Zındıka ve Materyalizmle Mücadele: Günümüzün Fırak-ı Dâlleleri
Bugün Mutezile yerini pozitivizme; Cebrîlik yerini determinizme; Râfızîlik yerini mezhepçilik adı altındaki taassuba bırakmıştır. Zındıklık artık açıktan yürümekte; ateizm, deizm, sekülerizm gibi fikirlerle akaidî temeller hedef alınmaktadır. Bu da yine ehl-i iman için ciddi bir fitne-i diniyedir. Ancak bu fitneye karşı da Risale-i Nur, Kur’an’ın bu asırdaki bir mucizesi olarak imdada yetişmiş, aklı tatmin eden ve kalbi doyuran bir iman hizmeti sunmuştur.

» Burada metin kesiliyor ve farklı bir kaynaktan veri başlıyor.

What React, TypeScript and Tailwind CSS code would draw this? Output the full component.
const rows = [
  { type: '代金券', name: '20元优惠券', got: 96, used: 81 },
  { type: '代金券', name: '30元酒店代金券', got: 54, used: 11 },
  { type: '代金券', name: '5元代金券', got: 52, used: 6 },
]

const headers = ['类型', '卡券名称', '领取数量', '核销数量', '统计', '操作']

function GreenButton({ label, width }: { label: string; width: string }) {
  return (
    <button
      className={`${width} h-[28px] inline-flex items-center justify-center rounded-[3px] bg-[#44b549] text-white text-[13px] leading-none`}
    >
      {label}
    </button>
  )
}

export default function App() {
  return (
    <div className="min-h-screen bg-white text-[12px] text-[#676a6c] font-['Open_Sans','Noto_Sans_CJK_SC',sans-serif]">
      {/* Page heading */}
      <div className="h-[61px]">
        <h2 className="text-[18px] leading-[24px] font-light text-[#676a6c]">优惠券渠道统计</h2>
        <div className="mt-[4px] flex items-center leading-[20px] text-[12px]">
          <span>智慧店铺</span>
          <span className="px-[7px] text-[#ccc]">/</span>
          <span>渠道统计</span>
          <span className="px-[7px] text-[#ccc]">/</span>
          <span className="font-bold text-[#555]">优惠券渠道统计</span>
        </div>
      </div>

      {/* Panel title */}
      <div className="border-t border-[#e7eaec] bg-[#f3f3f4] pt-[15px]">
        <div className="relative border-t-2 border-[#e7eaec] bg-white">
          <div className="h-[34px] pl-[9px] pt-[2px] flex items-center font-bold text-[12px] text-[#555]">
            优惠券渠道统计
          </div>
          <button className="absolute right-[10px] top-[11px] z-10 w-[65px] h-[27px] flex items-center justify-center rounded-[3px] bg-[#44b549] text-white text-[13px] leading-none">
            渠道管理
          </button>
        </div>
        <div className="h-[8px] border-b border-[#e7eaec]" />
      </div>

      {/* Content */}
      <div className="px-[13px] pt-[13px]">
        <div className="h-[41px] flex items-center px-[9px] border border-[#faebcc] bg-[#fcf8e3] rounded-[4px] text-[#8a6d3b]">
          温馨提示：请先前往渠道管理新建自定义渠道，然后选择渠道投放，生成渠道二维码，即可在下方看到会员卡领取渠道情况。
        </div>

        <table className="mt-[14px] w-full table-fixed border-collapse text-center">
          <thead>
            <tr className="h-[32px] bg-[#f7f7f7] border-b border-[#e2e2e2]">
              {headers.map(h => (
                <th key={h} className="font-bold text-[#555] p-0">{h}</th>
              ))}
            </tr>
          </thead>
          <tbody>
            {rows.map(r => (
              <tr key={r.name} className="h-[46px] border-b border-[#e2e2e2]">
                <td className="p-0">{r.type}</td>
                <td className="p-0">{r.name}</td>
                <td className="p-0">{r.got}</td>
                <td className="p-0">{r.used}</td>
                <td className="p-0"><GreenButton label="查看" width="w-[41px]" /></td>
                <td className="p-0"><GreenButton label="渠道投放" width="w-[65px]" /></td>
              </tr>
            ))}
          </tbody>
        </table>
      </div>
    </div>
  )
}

Sonuç: Bozulma Varsa Islah da Vardır
Allah, dini koruyacağını vadetmiştir. (Bkz: Hicr, 9) Her tahribat bir tamiratı doğurur. Abbasîler döneminde zihinler bulandığında, kalpler karardığında, âlimler ve veliler ışık oldular. Bu çağda da hak ve hakikate hizmet eden samimi davetçiler, eserler, cemaatler bu ilahî müdahalenin bir tezahürüdür.
Özet:
Bu makalede, Abbasîler döneminde ortaya çıkan itikadî sapmalar ve o sapmalara karşı Allah’ın gönderdiği büyük âlim ve velilerin hizmetleri ele alınmıştır.

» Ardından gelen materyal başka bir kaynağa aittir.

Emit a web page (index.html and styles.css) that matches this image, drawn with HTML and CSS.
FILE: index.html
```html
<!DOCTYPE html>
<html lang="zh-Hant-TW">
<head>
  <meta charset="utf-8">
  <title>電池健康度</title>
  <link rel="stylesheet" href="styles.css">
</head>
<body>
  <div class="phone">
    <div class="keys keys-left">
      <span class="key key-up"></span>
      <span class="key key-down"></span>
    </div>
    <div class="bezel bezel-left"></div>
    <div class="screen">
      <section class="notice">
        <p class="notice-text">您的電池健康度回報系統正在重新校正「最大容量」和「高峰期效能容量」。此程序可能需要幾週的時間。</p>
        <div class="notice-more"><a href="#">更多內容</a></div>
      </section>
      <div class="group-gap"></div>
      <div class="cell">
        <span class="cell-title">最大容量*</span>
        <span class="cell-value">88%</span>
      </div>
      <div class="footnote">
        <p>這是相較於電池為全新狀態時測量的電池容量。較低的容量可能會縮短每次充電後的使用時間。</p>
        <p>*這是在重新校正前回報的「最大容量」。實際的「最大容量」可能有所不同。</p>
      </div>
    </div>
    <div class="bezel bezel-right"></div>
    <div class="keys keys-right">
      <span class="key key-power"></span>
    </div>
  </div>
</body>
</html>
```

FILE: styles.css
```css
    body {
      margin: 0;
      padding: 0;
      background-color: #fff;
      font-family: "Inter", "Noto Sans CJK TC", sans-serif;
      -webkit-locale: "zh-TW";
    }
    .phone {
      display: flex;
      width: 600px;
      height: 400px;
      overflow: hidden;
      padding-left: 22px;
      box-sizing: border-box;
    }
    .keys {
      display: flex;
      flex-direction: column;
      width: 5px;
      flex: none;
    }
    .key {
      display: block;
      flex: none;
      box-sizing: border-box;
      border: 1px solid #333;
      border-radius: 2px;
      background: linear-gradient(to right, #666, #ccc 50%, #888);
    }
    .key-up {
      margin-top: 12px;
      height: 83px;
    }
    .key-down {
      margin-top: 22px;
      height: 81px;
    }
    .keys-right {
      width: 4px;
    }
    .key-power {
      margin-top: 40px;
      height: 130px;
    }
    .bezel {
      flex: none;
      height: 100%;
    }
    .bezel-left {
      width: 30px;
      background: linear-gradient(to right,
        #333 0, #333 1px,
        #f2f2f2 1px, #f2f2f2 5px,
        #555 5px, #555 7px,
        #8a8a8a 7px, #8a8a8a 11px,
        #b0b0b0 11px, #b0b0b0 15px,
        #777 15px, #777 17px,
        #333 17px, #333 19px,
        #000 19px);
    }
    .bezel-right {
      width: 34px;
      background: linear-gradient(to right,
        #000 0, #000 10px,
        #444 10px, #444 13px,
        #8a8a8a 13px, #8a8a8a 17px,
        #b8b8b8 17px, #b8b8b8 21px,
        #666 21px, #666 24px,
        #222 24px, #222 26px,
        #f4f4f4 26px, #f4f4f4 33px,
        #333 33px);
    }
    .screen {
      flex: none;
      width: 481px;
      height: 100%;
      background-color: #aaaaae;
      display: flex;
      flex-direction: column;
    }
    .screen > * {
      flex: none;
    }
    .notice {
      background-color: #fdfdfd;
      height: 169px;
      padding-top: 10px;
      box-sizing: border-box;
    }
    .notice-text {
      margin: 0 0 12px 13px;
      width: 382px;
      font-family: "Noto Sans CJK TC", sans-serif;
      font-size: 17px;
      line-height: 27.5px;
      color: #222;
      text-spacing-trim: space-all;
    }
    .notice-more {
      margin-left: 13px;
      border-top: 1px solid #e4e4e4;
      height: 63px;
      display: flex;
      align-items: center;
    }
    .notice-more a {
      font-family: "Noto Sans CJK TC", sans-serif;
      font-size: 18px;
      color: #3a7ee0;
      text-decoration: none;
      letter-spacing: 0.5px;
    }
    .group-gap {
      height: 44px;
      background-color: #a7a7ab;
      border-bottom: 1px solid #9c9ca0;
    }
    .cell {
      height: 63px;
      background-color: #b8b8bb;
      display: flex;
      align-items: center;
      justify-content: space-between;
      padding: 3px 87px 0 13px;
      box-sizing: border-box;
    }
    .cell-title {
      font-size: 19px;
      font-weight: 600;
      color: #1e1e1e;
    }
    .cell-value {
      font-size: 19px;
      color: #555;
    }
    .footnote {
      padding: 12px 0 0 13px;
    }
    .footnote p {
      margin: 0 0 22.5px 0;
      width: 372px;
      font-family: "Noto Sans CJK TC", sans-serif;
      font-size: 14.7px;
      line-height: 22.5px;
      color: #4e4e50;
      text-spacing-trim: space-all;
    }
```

Mutezile, Râfızî, Cebrî ve zındıkların içten gelen tehdit oluşturduğu,
Bu tehditlere karşı Buharî, Müslim, İmamlar ve evliyaullahın imdada yetiştiği,
Bu olayın ilahî bir sünnet olduğu,
Günümüzdeki benzer fitnelere karşı da Risale-i Nur ve benzeri hizmetlerin bir müdahale olduğu anlatılmıştır.
Netice: Her fitne döneminde Allah, dinini koruyacak kullarını halk eder. Yeter ki biz o saf-ı ihlâs içinde, bu nur halkasının bir halkası olmaya çalışalım.